◆ EXERCISE MATERIALS ◆

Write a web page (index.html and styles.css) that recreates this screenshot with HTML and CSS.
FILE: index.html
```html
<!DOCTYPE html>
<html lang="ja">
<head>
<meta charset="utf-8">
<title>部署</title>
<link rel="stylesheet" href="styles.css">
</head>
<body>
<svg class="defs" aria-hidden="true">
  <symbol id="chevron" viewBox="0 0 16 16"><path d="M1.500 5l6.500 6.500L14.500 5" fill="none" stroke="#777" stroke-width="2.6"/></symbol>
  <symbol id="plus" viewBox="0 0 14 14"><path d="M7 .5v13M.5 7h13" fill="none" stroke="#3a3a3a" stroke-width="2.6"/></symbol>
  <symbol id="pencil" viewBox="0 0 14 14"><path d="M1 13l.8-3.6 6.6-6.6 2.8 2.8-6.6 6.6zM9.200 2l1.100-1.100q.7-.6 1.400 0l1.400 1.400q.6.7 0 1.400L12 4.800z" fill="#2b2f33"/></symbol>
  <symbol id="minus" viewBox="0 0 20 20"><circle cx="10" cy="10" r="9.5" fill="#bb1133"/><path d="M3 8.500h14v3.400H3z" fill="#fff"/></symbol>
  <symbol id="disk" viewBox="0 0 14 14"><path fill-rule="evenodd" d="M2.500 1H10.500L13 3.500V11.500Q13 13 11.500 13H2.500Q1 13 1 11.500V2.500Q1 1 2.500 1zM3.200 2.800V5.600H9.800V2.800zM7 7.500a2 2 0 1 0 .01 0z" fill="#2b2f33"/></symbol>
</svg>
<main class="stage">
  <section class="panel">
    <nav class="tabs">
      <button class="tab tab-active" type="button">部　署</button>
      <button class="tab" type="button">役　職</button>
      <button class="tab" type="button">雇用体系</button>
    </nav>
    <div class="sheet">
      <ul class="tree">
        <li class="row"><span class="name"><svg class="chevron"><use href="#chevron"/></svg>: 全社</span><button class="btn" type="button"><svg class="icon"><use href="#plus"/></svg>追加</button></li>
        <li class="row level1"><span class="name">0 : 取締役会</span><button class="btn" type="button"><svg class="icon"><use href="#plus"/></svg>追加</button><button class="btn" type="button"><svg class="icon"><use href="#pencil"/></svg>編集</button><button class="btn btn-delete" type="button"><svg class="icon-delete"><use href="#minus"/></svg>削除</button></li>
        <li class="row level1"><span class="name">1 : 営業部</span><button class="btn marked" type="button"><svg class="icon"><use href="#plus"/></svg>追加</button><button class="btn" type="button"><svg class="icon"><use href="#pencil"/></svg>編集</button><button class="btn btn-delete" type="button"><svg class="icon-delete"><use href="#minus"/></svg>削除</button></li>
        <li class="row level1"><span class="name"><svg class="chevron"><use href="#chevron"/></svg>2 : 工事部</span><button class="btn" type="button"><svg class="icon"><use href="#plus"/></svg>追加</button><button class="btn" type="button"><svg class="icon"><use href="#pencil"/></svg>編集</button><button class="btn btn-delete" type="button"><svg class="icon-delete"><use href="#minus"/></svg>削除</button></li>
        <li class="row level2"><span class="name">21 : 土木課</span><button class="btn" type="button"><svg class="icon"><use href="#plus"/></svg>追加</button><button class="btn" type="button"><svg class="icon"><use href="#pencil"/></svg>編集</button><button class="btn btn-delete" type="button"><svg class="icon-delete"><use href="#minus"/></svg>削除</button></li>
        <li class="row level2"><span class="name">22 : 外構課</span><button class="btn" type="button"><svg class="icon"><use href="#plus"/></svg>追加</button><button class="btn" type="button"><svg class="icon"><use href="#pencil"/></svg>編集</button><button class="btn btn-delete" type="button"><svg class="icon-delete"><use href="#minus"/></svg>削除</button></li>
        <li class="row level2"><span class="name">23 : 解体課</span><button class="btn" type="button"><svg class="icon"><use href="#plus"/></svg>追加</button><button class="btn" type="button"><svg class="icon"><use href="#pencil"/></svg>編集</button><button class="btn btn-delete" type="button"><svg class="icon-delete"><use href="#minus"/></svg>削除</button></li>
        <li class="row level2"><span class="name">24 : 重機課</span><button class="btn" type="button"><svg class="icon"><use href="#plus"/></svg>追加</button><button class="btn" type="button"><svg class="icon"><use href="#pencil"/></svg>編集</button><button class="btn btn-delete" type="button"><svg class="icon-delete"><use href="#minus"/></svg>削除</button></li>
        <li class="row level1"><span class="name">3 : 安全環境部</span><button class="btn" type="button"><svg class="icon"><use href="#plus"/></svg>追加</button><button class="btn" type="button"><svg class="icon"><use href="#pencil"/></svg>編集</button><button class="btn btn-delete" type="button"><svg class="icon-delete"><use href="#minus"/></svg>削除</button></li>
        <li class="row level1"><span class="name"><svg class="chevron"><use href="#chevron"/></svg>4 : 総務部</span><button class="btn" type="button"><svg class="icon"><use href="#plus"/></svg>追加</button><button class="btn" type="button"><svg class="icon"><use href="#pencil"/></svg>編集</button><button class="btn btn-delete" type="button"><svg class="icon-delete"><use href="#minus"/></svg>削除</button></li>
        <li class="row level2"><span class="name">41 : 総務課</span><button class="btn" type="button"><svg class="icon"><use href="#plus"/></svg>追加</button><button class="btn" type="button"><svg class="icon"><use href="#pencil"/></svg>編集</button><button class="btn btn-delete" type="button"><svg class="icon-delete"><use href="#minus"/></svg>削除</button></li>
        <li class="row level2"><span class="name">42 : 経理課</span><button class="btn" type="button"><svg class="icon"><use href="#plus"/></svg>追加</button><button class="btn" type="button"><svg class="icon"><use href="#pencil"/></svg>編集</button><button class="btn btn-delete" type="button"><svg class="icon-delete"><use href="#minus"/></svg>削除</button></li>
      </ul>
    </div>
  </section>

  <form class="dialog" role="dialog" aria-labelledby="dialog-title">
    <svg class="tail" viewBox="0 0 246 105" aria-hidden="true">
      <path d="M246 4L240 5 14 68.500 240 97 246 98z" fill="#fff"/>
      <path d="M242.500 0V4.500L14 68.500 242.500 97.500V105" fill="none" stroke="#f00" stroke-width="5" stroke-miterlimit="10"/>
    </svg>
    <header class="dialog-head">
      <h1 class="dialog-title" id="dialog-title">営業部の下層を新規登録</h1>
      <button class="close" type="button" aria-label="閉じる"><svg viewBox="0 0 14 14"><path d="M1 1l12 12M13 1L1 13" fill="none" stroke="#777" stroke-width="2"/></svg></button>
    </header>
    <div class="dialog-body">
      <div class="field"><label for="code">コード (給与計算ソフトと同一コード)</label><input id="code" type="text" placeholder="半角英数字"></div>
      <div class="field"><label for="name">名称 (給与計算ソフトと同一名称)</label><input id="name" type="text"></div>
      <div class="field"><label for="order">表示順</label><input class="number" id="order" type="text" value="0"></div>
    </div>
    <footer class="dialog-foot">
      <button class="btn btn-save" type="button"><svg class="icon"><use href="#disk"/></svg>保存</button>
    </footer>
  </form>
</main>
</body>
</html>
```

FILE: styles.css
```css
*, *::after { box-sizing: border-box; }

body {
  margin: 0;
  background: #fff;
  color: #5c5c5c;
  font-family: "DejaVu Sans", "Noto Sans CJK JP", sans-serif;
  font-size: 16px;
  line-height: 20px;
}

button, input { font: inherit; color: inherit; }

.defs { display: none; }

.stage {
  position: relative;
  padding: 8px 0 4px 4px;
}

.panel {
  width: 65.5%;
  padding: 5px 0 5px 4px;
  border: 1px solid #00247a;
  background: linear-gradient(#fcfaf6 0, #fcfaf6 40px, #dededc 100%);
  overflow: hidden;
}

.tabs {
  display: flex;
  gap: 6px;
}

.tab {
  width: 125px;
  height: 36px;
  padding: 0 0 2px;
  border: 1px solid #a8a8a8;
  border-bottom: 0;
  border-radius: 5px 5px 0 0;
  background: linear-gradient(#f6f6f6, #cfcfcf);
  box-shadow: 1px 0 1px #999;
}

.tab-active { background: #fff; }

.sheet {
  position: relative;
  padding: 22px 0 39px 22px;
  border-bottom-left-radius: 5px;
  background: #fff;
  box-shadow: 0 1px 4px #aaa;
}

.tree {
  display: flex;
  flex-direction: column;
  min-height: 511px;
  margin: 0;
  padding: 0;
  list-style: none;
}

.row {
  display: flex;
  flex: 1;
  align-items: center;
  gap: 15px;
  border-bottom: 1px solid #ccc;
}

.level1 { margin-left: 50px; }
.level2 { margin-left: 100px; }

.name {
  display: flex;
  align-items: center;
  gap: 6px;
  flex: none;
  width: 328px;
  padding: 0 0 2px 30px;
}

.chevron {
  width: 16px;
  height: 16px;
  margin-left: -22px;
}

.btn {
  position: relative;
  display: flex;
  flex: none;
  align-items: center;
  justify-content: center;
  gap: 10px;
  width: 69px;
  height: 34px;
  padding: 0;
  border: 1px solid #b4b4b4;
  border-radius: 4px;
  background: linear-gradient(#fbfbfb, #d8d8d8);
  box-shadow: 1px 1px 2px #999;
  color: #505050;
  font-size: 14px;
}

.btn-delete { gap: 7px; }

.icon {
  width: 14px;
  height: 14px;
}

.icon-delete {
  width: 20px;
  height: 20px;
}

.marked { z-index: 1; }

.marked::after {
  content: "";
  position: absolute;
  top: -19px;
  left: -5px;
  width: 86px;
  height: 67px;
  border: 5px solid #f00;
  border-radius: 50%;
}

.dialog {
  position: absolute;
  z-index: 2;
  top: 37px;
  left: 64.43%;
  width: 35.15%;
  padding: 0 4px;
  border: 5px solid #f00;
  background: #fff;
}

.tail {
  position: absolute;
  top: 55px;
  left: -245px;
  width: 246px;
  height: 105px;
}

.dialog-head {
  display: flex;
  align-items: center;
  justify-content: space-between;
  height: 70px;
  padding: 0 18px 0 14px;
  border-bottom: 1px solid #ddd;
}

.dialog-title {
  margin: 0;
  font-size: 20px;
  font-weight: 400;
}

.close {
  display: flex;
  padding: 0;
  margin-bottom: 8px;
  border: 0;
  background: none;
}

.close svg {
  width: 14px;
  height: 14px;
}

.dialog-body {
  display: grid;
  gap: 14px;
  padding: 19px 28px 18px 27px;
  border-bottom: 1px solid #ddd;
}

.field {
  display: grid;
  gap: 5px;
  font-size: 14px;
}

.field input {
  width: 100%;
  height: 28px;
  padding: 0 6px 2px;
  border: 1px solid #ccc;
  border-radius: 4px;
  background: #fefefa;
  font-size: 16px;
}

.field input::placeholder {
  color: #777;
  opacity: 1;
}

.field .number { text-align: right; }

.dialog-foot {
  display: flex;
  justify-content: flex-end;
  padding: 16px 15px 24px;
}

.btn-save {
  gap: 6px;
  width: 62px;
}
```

* * *

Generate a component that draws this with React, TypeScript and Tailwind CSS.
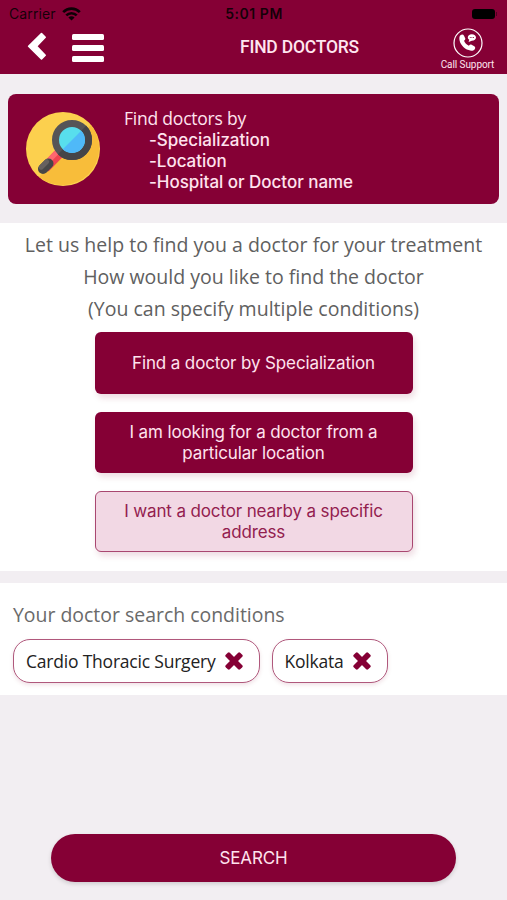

==

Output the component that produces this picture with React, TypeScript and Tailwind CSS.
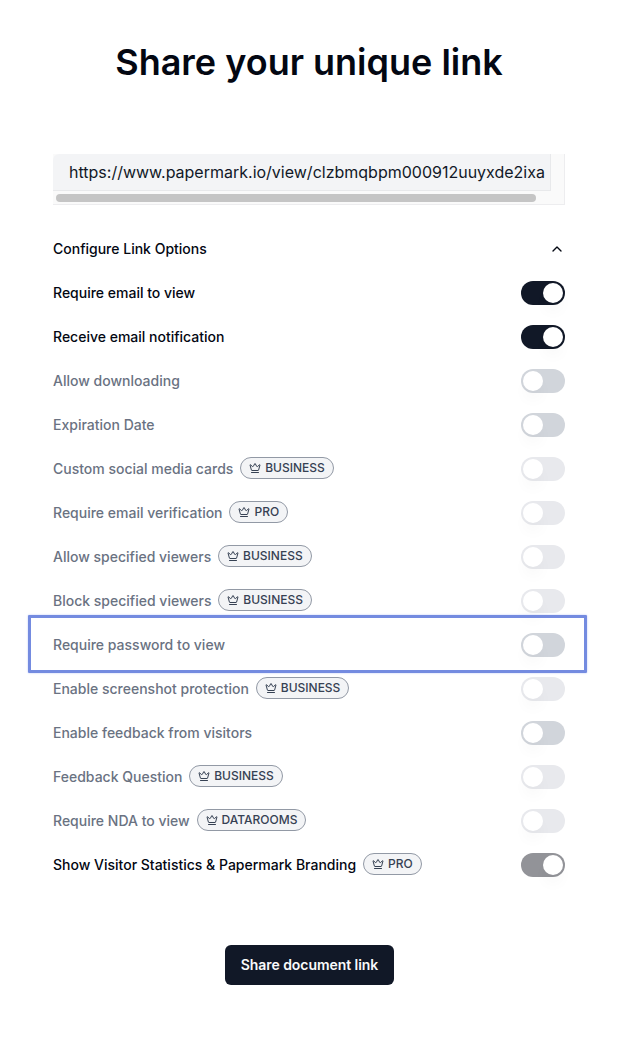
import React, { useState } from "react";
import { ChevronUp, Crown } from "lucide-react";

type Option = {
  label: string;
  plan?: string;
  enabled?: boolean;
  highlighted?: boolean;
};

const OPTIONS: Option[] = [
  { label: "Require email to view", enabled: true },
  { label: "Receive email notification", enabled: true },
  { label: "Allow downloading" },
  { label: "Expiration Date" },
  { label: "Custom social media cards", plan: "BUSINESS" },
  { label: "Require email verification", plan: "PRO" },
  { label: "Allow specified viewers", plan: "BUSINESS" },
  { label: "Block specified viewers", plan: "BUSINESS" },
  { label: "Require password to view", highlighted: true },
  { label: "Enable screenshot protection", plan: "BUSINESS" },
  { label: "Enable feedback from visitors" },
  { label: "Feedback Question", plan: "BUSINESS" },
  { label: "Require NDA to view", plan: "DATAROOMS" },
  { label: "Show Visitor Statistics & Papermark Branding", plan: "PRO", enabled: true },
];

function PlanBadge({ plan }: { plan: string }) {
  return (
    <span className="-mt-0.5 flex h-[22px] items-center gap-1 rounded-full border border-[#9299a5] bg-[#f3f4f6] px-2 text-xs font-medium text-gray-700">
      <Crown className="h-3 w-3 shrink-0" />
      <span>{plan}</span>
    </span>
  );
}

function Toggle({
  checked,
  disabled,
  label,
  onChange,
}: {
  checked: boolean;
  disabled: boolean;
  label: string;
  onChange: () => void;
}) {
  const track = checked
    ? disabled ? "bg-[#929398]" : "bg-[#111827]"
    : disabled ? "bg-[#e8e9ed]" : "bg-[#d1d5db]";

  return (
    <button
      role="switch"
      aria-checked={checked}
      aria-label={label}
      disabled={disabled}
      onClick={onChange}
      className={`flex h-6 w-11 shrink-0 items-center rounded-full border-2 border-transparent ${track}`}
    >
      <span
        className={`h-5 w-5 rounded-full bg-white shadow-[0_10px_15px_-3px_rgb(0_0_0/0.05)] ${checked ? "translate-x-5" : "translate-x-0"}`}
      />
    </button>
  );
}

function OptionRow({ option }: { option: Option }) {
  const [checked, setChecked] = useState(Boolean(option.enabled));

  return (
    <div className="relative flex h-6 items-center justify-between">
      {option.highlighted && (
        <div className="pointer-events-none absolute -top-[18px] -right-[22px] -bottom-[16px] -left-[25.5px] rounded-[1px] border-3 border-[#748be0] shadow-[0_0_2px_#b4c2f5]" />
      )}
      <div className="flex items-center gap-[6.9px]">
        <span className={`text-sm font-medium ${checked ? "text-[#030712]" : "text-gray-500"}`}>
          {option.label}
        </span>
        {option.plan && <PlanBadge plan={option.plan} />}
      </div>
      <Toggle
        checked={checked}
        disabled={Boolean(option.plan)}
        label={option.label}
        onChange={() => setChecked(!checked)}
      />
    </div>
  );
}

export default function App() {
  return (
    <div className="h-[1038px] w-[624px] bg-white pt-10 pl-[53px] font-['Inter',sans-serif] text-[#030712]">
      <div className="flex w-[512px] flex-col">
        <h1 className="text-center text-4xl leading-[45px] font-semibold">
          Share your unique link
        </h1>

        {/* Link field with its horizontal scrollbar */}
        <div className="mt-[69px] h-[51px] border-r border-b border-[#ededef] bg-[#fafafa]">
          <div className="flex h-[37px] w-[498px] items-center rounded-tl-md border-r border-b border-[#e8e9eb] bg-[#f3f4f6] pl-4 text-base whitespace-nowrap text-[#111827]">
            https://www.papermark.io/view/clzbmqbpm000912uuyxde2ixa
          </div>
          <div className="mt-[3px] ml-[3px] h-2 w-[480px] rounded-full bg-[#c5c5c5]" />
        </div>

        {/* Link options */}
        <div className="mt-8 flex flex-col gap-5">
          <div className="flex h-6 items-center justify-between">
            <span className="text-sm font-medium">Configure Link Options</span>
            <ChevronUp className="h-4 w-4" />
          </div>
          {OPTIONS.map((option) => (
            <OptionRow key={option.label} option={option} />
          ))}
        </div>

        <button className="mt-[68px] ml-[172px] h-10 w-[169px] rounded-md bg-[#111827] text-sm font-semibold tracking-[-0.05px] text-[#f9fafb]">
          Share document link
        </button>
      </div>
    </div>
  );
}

◆ PROBLEM TO SOLVE ◆
Collect every line with the string "TypeScript" from the records, and copy each.

◆ SOLVED EXERCISE ◆
Generate a component that draws this with React, TypeScript and Tailwind CSS.
Output the component that produces this picture with React, TypeScript and Tailwind CSS.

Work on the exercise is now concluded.